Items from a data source
________________
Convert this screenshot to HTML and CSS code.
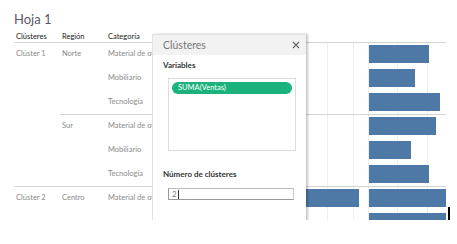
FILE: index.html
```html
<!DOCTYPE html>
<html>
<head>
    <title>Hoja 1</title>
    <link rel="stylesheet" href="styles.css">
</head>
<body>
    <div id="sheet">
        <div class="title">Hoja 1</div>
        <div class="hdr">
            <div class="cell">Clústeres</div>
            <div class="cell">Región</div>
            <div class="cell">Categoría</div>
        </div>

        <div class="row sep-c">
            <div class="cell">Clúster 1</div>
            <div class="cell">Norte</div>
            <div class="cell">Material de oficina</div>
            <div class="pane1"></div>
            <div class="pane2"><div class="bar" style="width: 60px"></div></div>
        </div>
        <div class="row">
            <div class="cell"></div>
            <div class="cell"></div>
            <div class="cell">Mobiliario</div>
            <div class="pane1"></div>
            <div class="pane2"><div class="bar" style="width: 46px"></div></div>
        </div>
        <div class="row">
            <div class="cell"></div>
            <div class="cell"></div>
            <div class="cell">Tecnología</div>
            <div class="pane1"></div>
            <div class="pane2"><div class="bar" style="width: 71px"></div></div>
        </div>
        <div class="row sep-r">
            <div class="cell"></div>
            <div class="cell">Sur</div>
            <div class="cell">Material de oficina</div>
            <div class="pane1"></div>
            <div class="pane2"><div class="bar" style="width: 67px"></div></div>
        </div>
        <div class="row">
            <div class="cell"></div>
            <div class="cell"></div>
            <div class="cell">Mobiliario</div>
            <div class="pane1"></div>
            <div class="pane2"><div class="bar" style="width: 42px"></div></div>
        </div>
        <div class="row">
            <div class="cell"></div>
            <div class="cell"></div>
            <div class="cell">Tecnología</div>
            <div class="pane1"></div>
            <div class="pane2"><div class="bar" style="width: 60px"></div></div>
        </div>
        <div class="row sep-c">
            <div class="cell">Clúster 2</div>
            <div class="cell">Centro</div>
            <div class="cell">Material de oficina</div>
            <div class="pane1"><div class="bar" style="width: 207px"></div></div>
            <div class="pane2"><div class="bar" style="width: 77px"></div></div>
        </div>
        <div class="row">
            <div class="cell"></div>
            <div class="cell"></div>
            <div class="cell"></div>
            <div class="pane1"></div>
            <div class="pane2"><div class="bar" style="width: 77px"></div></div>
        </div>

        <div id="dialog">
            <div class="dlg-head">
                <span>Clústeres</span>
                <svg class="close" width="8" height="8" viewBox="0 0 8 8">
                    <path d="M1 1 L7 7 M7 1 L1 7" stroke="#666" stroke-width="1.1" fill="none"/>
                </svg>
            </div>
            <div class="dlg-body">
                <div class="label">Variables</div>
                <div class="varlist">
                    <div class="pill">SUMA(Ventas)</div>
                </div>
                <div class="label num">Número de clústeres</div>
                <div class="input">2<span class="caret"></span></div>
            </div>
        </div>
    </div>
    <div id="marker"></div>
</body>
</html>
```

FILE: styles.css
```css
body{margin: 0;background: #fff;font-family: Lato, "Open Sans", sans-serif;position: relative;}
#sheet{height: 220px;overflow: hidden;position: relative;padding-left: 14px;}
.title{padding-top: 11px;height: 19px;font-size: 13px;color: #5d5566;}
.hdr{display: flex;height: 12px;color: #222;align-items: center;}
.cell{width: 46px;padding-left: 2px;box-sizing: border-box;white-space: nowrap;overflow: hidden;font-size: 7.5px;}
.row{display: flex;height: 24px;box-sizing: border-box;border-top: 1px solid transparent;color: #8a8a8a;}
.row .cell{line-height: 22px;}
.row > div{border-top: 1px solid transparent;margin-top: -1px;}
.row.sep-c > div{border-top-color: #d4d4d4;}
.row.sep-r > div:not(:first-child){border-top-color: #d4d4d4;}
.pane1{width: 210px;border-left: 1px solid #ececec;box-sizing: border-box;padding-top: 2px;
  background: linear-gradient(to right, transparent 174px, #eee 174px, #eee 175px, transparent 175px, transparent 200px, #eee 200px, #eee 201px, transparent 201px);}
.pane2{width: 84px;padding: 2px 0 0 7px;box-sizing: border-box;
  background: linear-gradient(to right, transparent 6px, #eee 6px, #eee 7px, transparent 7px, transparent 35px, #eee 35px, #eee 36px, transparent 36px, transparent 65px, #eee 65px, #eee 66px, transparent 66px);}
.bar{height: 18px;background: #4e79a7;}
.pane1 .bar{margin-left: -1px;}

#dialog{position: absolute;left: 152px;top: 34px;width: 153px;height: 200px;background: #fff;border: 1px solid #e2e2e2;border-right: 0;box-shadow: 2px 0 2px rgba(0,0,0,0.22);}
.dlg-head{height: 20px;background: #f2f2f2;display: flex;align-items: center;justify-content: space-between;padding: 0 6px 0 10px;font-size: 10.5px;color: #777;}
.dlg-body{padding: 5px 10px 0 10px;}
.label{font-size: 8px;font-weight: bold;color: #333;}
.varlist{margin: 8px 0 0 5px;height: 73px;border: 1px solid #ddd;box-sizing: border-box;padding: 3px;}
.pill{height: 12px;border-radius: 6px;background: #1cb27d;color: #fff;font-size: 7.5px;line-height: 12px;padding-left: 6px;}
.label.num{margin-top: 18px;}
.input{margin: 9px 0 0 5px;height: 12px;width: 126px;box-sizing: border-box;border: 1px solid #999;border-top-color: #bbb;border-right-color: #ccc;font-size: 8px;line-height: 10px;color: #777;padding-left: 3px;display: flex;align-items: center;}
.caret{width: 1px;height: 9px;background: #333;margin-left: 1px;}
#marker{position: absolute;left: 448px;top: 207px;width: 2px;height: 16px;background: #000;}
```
________________
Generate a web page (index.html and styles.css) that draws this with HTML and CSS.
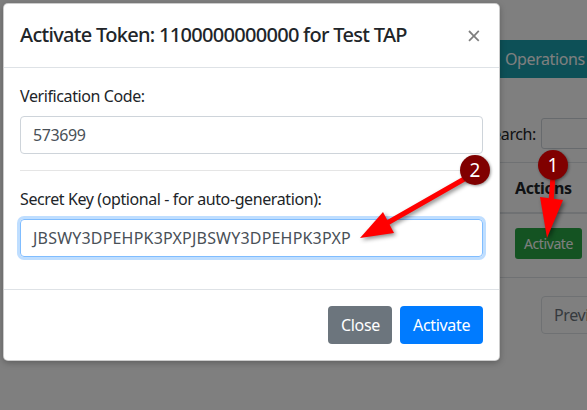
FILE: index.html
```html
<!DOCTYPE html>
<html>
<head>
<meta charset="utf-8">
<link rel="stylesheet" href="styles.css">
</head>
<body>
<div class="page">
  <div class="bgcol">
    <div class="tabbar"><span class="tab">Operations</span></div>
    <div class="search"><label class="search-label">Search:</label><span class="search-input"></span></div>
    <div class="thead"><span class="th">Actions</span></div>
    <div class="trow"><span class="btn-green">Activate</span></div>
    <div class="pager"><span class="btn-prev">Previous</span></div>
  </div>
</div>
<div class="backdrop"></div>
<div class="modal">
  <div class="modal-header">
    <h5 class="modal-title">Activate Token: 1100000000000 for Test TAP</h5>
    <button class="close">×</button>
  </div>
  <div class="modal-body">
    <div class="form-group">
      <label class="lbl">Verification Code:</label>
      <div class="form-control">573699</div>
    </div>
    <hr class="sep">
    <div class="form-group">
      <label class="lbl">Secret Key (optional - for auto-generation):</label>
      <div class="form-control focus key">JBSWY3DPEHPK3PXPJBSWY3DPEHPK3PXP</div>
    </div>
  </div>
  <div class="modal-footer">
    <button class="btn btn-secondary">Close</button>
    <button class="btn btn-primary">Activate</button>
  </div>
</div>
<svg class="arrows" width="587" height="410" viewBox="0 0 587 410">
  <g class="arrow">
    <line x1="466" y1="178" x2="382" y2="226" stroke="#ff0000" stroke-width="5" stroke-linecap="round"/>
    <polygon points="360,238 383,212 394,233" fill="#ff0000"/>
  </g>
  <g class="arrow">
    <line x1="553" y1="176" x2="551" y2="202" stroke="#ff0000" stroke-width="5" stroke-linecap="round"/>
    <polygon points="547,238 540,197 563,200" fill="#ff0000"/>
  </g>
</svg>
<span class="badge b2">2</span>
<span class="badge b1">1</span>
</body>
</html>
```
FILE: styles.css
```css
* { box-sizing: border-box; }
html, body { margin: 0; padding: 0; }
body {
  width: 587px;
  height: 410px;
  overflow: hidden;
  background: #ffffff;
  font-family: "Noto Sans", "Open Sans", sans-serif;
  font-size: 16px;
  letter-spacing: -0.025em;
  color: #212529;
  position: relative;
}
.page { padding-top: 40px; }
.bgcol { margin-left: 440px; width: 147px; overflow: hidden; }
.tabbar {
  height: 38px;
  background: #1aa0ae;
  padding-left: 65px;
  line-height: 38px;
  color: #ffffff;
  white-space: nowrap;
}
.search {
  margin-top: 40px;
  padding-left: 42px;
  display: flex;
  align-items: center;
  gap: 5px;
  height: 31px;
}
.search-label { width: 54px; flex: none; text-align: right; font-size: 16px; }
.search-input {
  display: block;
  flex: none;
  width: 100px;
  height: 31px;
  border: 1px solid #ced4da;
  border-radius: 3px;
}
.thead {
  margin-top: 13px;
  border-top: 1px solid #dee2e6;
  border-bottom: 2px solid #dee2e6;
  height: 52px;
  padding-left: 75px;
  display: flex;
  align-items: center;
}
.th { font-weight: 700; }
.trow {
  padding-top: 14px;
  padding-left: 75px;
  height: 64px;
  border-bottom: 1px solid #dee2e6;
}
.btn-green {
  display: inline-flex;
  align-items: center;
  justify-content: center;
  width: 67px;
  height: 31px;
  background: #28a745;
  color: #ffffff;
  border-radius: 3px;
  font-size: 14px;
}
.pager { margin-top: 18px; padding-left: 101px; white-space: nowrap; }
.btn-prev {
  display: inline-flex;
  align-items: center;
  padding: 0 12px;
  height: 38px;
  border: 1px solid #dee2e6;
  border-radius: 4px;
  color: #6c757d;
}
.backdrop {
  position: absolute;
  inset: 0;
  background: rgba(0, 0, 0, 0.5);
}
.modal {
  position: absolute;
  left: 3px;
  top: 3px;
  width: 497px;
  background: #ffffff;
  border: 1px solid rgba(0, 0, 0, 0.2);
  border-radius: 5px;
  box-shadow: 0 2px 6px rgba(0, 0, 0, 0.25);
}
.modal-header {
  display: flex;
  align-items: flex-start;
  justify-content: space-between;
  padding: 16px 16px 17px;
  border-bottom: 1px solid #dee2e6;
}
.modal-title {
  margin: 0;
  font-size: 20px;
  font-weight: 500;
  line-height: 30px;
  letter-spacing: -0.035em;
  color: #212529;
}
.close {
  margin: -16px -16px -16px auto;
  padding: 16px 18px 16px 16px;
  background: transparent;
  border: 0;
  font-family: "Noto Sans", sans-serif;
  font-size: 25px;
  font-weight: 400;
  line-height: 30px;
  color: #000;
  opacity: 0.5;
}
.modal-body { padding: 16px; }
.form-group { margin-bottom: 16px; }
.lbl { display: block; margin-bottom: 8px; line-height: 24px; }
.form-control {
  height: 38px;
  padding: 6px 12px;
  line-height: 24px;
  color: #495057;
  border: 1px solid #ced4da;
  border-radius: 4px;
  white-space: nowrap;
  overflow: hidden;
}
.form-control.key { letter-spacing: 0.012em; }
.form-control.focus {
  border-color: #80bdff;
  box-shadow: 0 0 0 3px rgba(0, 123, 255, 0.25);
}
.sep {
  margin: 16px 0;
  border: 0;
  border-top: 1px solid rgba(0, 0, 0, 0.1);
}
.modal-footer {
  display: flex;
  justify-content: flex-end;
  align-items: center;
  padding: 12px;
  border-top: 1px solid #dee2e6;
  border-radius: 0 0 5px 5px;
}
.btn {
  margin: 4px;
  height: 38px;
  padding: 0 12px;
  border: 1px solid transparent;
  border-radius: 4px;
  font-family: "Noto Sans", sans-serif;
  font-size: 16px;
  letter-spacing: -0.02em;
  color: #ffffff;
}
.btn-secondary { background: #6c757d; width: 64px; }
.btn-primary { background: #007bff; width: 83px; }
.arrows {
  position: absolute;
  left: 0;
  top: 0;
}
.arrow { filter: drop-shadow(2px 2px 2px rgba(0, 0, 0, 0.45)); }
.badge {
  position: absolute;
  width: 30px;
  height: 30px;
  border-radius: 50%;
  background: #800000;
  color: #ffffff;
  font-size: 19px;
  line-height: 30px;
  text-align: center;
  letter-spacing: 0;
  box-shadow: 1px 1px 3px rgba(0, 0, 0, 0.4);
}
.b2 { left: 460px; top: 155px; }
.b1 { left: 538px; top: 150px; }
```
________________
What you have to do
List all lines from the entries that include the word "this".

Worked solution
Convert this screenshot to HTML and CSS code.
Generate a web page (index.html and styles.css) that draws this with HTML and CSS.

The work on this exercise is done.